*YOUR INSTRUCTIONS*
Each record below should appear again exactly as written.

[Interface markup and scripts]
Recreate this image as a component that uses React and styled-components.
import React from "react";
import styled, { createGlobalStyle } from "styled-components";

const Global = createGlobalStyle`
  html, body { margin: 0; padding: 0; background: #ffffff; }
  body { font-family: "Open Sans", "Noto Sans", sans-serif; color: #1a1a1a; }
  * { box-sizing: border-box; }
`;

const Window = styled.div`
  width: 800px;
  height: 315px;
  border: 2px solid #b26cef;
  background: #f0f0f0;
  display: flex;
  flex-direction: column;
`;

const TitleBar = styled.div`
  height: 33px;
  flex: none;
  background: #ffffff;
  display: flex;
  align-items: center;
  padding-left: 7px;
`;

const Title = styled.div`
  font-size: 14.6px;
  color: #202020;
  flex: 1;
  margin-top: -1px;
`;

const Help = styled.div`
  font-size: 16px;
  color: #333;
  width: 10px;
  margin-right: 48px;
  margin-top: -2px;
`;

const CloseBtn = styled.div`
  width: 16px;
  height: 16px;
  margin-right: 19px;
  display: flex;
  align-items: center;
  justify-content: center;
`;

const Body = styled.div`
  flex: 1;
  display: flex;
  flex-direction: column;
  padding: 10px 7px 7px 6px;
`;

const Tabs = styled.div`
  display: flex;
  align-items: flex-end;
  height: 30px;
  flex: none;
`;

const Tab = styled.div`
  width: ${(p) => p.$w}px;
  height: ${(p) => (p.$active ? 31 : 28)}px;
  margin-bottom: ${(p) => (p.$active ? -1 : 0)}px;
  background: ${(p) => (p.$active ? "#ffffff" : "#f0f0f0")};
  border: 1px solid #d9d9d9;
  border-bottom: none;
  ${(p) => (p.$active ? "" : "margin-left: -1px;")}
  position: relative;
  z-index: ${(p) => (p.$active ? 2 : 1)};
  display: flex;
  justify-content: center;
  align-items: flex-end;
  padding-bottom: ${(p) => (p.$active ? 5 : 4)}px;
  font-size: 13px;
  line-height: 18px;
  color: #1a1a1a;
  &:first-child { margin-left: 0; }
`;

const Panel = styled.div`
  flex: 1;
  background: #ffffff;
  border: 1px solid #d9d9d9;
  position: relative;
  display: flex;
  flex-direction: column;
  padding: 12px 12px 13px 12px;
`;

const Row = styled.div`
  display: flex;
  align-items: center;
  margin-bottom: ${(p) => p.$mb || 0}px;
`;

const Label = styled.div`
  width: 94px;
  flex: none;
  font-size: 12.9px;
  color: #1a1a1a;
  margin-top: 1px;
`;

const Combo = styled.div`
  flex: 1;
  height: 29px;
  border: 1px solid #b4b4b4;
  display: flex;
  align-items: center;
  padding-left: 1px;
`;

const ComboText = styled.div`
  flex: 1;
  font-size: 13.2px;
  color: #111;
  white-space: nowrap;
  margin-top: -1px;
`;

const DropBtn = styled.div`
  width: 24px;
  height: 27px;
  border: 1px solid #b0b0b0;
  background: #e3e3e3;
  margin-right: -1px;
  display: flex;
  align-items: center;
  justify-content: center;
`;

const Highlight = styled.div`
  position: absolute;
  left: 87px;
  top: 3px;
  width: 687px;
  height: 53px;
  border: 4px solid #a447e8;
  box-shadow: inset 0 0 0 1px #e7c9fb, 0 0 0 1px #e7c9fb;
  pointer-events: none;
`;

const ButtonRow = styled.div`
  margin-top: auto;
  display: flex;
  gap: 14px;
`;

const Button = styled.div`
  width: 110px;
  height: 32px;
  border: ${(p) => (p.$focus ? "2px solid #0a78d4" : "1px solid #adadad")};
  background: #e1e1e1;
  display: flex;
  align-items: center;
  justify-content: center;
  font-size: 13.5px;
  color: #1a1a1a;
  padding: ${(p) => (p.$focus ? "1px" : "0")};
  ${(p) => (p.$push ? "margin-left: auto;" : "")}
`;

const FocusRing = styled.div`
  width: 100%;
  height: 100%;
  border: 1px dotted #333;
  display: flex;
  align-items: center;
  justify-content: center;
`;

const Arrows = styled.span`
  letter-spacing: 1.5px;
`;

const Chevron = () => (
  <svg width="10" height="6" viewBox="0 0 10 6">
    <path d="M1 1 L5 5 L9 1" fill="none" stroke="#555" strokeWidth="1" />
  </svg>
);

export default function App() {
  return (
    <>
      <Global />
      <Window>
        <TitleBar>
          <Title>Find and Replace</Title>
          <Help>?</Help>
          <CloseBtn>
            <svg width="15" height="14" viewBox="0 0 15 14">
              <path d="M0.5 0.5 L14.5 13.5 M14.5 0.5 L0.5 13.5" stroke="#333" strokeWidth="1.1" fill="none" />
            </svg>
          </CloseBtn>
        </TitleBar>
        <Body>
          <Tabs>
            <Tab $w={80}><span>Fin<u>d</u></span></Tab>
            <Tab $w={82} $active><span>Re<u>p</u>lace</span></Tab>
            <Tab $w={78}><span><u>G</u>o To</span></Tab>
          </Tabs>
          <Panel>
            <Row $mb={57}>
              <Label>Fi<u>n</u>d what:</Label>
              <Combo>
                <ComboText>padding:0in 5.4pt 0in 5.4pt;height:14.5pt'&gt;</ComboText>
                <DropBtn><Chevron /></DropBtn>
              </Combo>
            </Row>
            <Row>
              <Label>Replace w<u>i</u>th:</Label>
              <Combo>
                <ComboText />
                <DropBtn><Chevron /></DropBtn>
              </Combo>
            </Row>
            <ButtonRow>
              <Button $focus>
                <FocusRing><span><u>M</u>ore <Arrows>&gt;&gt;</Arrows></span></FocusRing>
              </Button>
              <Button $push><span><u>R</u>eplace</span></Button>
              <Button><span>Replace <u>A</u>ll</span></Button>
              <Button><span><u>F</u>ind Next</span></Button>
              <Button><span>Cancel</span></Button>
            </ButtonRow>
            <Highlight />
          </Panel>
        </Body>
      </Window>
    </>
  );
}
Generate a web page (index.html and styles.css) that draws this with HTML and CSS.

*FINAL RESULT*
Recreate this image as a component that uses React and styled-components.
import React from "react";
import styled, { createGlobalStyle } from "styled-components";

const Global = createGlobalStyle`
  html, body { margin: 0; padding: 0; background: #ffffff; }
  body { font-family: "Open Sans", "Noto Sans", sans-serif; color: #1a1a1a; }
  * { box-sizing: border-box; }
`;

const Window = styled.div`
  width: 800px;
  height: 315px;
  border: 2px solid #b26cef;
  background: #f0f0f0;
  display: flex;
  flex-direction: column;
`;

const TitleBar = styled.div`
  height: 33px;
  flex: none;
  background: #ffffff;
  display: flex;
  align-items: center;
  padding-left: 7px;
`;

const Title = styled.div`
  font-size: 14.6px;
  color: #202020;
  flex: 1;
  margin-top: -1px;
`;

const Help = styled.div`
  font-size: 16px;
  color: #333;
  width: 10px;
  margin-right: 48px;
  margin-top: -2px;
`;

const CloseBtn = styled.div`
  width: 16px;
  height: 16px;
  margin-right: 19px;
  display: flex;
  align-items: center;
  justify-content: center;
`;

const Body = styled.div`
  flex: 1;
  display: flex;
  flex-direction: column;
  padding: 10px 7px 7px 6px;
`;

const Tabs = styled.div`
  display: flex;
  align-items: flex-end;
  height: 30px;
  flex: none;
`;

const Tab = styled.div`
  width: ${(p) => p.$w}px;
  height: ${(p) => (p.$active ? 31 : 28)}px;
  margin-bottom: ${(p) => (p.$active ? -1 : 0)}px;
  background: ${(p) => (p.$active ? "#ffffff" : "#f0f0f0")};
  border: 1px solid #d9d9d9;
  border-bottom: none;
  ${(p) => (p.$active ? "" : "margin-left: -1px;")}
  position: relative;
  z-index: ${(p) => (p.$active ? 2 : 1)};
  display: flex;
  justify-content: center;
  align-items: flex-end;
  padding-bottom: ${(p) => (p.$active ? 5 : 4)}px;
  font-size: 13px;
  line-height: 18px;
  color: #1a1a1a;
  &:first-child { margin-left: 0; }
`;

const Panel = styled.div`
  flex: 1;
  background: #ffffff;
  border: 1px solid #d9d9d9;
  position: relative;
  display: flex;
  flex-direction: column;
  padding: 12px 12px 13px 12px;
`;

const Row = styled.div`
  display: flex;
  align-items: center;
  margin-bottom: ${(p) => p.$mb || 0}px;
`;

const Label = styled.div`
  width: 94px;
  flex: none;
  font-size: 12.9px;
  color: #1a1a1a;
  margin-top: 1px;
`;

const Combo = styled.div`
  flex: 1;
  height: 29px;
  border: 1px solid #b4b4b4;
  display: flex;
  align-items: center;
  padding-left: 1px;
`;

const ComboText = styled.div`
  flex: 1;
  font-size: 13.2px;
  color: #111;
  white-space: nowrap;
  margin-top: -1px;
`;

const DropBtn = styled.div`
  width: 24px;
  height: 27px;
  border: 1px solid #b0b0b0;
  background: #e3e3e3;
  margin-right: -1px;
  display: flex;
  align-items: center;
  justify-content: center;
`;

const Highlight = styled.div`
  position: absolute;
  left: 87px;
  top: 3px;
  width: 687px;
  height: 53px;
  border: 4px solid #a447e8;
  box-shadow: inset 0 0 0 1px #e7c9fb, 0 0 0 1px #e7c9fb;
  pointer-events: none;
`;

const ButtonRow = styled.div`
  margin-top: auto;
  display: flex;
  gap: 14px;
`;

const Button = styled.div`
  width: 110px;
  height: 32px;
  border: ${(p) => (p.$focus ? "2px solid #0a78d4" : "1px solid #adadad")};
  background: #e1e1e1;
  display: flex;
  align-items: center;
  justify-content: center;
  font-size: 13.5px;
  color: #1a1a1a;
  padding: ${(p) => (p.$focus ? "1px" : "0")};
  ${(p) => (p.$push ? "margin-left: auto;" : "")}
`;

const FocusRing = styled.div`
  width: 100%;
  height: 100%;
  border: 1px dotted #333;
  display: flex;
  align-items: center;
  justify-content: center;
`;

const Arrows = styled.span`
  letter-spacing: 1.5px;
`;

const Chevron = () => (
  <svg width="10" height="6" viewBox="0 0 10 6">
    <path d="M1 1 L5 5 L9 1" fill="none" stroke="#555" strokeWidth="1" />
  </svg>
);

export default function App() {
  return (
    <>
      <Global />
      <Window>
        <TitleBar>
          <Title>Find and Replace</Title>
          <Help>?</Help>
          <CloseBtn>
            <svg width="15" height="14" viewBox="0 0 15 14">
              <path d="M0.5 0.5 L14.5 13.5 M14.5 0.5 L0.5 13.5" stroke="#333" strokeWidth="1.1" fill="none" />
            </svg>
          </CloseBtn>
        </TitleBar>
        <Body>
          <Tabs>
            <Tab $w={80}><span>Fin<u>d</u></span></Tab>
            <Tab $w={82} $active><span>Re<u>p</u>lace</span></Tab>
            <Tab $w={78}><span><u>G</u>o To</span></Tab>
          </Tabs>
          <Panel>
            <Row $mb={57}>
              <Label>Fi<u>n</u>d what:</Label>
              <Combo>
                <ComboText>padding:0in 5.4pt 0in 5.4pt;height:14.5pt'&gt;</ComboText>
                <DropBtn><Chevron /></DropBtn>
              </Combo>
            </Row>
            <Row>
              <Label>Replace w<u>i</u>th:</Label>
              <Combo>
                <ComboText />
                <DropBtn><Chevron /></DropBtn>
              </Combo>
            </Row>
            <ButtonRow>
              <Button $focus>
                <FocusRing><span><u>M</u>ore <Arrows>&gt;&gt;</Arrows></span></FocusRing>
              </Button>
              <Button $push><span><u>R</u>eplace</span></Button>
              <Button><span>Replace <u>A</u>ll</span></Button>
              <Button><span><u>F</u>ind Next</span></Button>
              <Button><span>Cancel</span></Button>
            </ButtonRow>
            <Highlight />
          </Panel>
        </Body>
      </Window>
    </>
  );
}
Generate a web page (index.html and styles.css) that draws this with HTML and CSS.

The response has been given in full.